WRITTEN EXERCISE -
Copy out each line containing "components" from the entries below.

ENTRIES SUPPLIED -
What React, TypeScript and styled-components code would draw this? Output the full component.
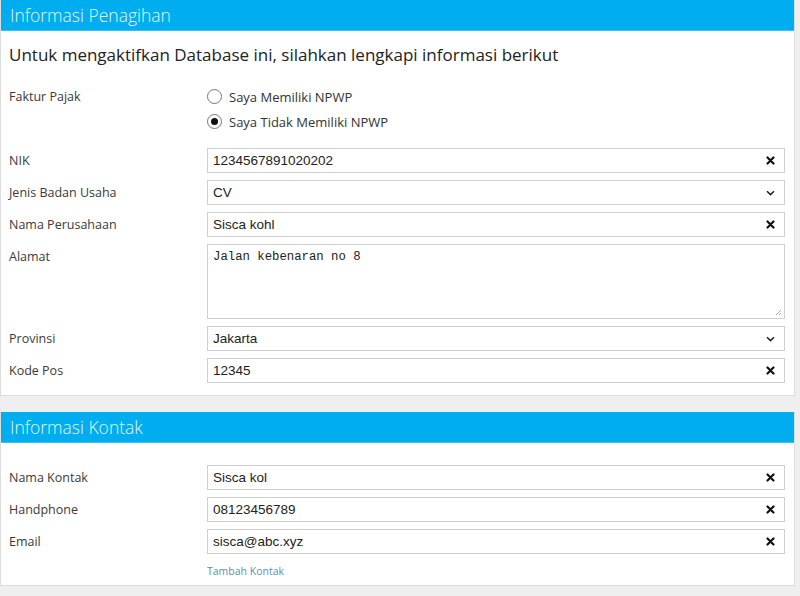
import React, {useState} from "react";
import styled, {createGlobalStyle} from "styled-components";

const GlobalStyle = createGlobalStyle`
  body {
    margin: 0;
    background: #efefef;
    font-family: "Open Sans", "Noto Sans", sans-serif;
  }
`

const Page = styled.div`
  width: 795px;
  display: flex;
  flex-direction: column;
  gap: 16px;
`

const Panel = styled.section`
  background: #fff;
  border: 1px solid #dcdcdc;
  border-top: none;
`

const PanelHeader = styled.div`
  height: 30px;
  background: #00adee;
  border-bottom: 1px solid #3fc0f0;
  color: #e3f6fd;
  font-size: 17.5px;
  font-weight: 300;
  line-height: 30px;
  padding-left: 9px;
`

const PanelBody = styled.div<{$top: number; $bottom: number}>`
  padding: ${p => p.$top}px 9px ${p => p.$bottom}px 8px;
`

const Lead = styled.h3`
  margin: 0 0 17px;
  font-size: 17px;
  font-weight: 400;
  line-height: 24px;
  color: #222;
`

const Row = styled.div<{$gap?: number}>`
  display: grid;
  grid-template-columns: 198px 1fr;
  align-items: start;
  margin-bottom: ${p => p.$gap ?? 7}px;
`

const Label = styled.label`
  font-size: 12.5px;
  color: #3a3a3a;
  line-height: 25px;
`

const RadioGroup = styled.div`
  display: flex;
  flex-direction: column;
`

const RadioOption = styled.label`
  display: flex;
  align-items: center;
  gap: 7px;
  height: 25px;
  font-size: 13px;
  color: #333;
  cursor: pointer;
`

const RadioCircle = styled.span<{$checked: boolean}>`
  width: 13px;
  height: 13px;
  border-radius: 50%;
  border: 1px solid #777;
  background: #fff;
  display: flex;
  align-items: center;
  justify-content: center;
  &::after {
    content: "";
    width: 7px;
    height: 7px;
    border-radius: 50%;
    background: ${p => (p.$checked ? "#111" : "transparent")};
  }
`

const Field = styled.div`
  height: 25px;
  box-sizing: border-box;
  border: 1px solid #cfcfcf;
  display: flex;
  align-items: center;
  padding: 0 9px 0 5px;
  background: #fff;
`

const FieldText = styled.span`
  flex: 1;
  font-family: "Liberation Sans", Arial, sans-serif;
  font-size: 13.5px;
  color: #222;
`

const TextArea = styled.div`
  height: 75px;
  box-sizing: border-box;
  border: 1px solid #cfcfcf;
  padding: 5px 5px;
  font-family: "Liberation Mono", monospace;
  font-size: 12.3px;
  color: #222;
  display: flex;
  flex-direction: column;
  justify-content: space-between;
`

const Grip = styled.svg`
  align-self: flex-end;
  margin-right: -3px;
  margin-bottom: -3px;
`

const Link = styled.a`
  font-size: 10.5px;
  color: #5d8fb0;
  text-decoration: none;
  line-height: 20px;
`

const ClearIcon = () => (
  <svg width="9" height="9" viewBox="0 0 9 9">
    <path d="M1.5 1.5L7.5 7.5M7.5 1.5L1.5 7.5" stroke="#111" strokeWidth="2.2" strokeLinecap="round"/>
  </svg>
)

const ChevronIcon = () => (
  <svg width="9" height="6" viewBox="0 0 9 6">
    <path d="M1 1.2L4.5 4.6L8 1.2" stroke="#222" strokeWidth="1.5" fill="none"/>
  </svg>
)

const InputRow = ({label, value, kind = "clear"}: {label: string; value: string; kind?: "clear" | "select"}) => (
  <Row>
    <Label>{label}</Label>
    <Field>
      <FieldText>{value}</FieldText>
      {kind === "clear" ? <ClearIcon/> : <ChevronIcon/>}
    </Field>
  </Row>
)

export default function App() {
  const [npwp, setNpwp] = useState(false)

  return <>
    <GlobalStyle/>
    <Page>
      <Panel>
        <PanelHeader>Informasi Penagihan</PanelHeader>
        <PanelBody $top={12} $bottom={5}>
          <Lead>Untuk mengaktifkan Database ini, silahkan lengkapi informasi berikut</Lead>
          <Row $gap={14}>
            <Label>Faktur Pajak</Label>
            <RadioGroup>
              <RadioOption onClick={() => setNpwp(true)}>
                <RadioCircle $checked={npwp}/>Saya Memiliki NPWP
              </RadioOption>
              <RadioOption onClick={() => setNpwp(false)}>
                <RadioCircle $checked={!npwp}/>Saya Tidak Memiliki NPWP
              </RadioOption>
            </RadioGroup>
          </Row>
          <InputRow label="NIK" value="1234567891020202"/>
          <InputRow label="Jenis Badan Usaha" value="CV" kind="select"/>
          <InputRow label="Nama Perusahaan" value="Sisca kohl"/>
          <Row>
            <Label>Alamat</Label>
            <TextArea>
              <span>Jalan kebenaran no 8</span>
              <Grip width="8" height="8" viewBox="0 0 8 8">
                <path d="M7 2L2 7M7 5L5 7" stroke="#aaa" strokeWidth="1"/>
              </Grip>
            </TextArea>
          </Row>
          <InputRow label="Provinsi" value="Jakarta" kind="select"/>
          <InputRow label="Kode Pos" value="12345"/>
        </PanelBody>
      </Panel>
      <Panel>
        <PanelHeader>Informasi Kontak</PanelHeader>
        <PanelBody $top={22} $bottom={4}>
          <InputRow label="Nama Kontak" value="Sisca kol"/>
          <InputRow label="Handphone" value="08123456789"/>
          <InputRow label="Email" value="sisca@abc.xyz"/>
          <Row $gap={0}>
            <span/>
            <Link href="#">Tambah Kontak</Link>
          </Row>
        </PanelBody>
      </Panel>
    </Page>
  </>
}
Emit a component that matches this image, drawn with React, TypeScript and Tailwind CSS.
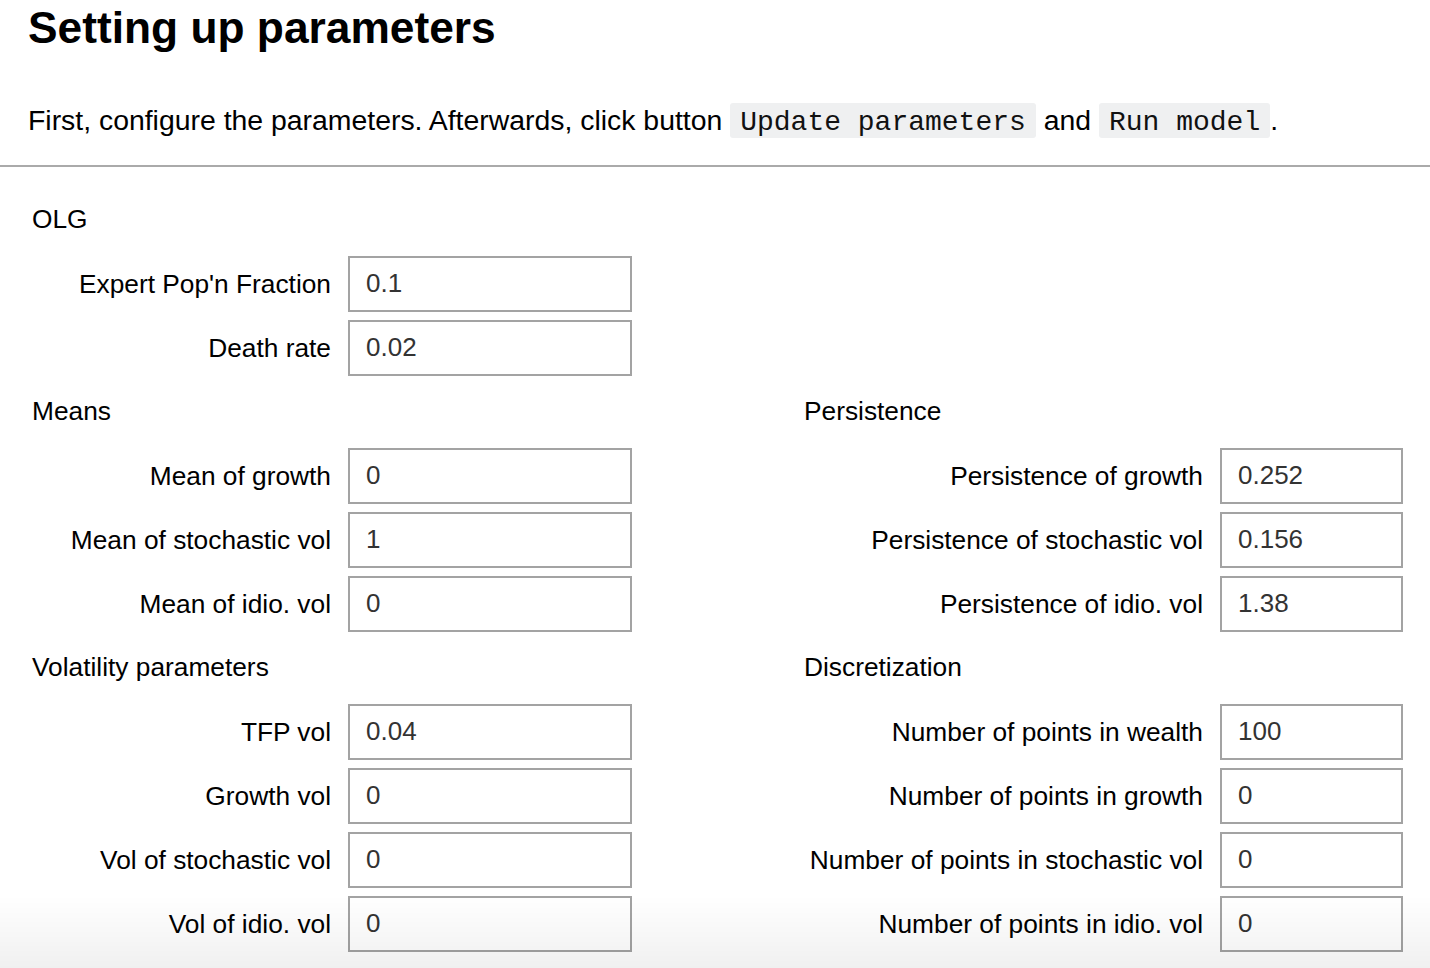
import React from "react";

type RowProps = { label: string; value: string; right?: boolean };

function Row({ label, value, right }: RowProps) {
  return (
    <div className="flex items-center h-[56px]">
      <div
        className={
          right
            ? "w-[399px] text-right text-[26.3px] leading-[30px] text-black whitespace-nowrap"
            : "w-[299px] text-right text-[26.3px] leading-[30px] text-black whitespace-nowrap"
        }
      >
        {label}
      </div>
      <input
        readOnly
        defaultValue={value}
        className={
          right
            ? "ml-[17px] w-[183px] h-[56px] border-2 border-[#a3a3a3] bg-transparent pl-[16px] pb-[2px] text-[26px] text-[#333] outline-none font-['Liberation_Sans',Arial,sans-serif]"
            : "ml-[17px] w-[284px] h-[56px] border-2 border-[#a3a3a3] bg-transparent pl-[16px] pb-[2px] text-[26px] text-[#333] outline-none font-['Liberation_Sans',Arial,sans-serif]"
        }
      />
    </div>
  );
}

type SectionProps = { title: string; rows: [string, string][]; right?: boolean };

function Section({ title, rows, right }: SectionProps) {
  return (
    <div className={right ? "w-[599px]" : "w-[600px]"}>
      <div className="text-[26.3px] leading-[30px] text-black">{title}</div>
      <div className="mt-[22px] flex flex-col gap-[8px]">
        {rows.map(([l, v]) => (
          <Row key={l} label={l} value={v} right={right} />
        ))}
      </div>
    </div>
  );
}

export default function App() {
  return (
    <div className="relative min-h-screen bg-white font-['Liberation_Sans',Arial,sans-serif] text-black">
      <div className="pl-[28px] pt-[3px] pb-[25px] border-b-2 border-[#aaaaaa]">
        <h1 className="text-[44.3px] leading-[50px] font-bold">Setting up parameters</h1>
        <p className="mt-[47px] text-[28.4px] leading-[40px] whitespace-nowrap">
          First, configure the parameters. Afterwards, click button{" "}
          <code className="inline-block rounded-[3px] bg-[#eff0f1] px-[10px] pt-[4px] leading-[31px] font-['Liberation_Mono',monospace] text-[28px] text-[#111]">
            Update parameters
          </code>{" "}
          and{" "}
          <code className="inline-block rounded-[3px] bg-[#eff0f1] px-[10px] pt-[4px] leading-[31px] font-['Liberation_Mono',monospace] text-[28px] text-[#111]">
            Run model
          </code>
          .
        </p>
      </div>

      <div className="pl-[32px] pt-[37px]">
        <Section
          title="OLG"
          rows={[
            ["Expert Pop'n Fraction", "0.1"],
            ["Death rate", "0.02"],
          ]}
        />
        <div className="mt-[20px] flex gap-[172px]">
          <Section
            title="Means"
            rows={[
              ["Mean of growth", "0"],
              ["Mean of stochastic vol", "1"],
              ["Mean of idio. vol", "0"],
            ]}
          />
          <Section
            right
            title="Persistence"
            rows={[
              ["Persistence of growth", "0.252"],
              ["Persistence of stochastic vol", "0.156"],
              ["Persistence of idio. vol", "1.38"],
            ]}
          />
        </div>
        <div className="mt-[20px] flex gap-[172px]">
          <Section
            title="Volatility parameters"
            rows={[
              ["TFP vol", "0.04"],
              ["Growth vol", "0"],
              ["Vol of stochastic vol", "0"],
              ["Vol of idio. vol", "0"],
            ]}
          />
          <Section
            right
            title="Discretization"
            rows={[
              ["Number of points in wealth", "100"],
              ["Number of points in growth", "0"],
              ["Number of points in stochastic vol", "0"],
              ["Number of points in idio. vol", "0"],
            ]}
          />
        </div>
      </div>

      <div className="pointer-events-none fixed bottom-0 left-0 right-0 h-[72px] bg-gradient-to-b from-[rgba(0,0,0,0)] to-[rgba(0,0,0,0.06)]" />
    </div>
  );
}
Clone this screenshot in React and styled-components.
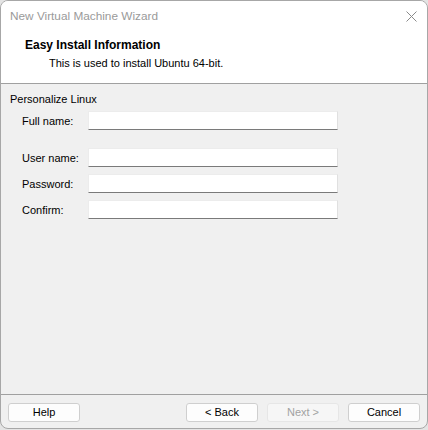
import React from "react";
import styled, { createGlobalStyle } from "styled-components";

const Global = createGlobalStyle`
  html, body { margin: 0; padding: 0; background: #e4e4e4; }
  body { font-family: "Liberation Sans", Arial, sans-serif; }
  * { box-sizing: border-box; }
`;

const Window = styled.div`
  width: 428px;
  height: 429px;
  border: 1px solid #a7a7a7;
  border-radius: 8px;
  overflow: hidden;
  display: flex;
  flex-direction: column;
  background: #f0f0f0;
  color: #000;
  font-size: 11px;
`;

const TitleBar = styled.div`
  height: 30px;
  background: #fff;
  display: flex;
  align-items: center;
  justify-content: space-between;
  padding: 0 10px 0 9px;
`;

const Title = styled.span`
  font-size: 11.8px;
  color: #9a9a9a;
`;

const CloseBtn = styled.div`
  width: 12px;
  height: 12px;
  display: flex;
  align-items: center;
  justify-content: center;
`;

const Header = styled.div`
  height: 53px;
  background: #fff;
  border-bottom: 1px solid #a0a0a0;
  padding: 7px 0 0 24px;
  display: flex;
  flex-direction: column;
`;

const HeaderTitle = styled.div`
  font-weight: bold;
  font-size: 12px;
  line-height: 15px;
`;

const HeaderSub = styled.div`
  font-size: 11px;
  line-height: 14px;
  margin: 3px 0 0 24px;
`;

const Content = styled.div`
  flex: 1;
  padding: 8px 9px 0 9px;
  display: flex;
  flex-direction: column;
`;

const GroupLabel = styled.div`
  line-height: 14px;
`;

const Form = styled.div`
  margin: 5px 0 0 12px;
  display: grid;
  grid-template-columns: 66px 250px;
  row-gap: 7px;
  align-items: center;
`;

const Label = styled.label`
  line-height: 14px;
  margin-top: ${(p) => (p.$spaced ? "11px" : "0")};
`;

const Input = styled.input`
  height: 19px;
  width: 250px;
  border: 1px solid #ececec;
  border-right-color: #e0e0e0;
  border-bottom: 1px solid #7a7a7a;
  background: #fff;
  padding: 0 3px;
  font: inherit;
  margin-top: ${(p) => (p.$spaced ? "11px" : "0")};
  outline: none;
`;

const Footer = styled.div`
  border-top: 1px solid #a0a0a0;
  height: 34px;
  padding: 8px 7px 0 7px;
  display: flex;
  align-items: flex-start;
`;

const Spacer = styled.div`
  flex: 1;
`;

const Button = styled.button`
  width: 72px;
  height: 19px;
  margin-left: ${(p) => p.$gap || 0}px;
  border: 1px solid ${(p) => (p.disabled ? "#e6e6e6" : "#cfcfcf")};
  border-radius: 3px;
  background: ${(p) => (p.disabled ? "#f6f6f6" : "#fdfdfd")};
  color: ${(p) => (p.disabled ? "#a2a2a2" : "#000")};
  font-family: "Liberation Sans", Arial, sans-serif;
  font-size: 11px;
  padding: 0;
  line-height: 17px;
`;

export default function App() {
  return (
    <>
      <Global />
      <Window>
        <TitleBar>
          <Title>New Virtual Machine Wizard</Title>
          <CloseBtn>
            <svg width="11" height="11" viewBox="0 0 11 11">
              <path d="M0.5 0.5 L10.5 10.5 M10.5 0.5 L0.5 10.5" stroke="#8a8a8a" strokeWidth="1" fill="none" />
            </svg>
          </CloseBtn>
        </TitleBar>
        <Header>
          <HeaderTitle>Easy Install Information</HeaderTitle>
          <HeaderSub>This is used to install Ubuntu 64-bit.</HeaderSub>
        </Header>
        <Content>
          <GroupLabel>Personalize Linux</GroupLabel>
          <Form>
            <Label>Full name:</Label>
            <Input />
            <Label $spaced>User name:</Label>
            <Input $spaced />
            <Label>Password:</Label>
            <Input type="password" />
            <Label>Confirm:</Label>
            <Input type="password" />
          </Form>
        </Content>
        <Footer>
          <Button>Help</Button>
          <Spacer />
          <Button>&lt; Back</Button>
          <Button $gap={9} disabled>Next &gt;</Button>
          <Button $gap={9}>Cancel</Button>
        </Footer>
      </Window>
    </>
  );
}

WRITTEN SOLUTION -
What React, TypeScript and styled-components code would draw this? Output the full component.
import styled, {createGlobalStyle} from "styled-components";
Clone this screenshot in React and styled-components.
import styled, { createGlobalStyle } from "styled-components";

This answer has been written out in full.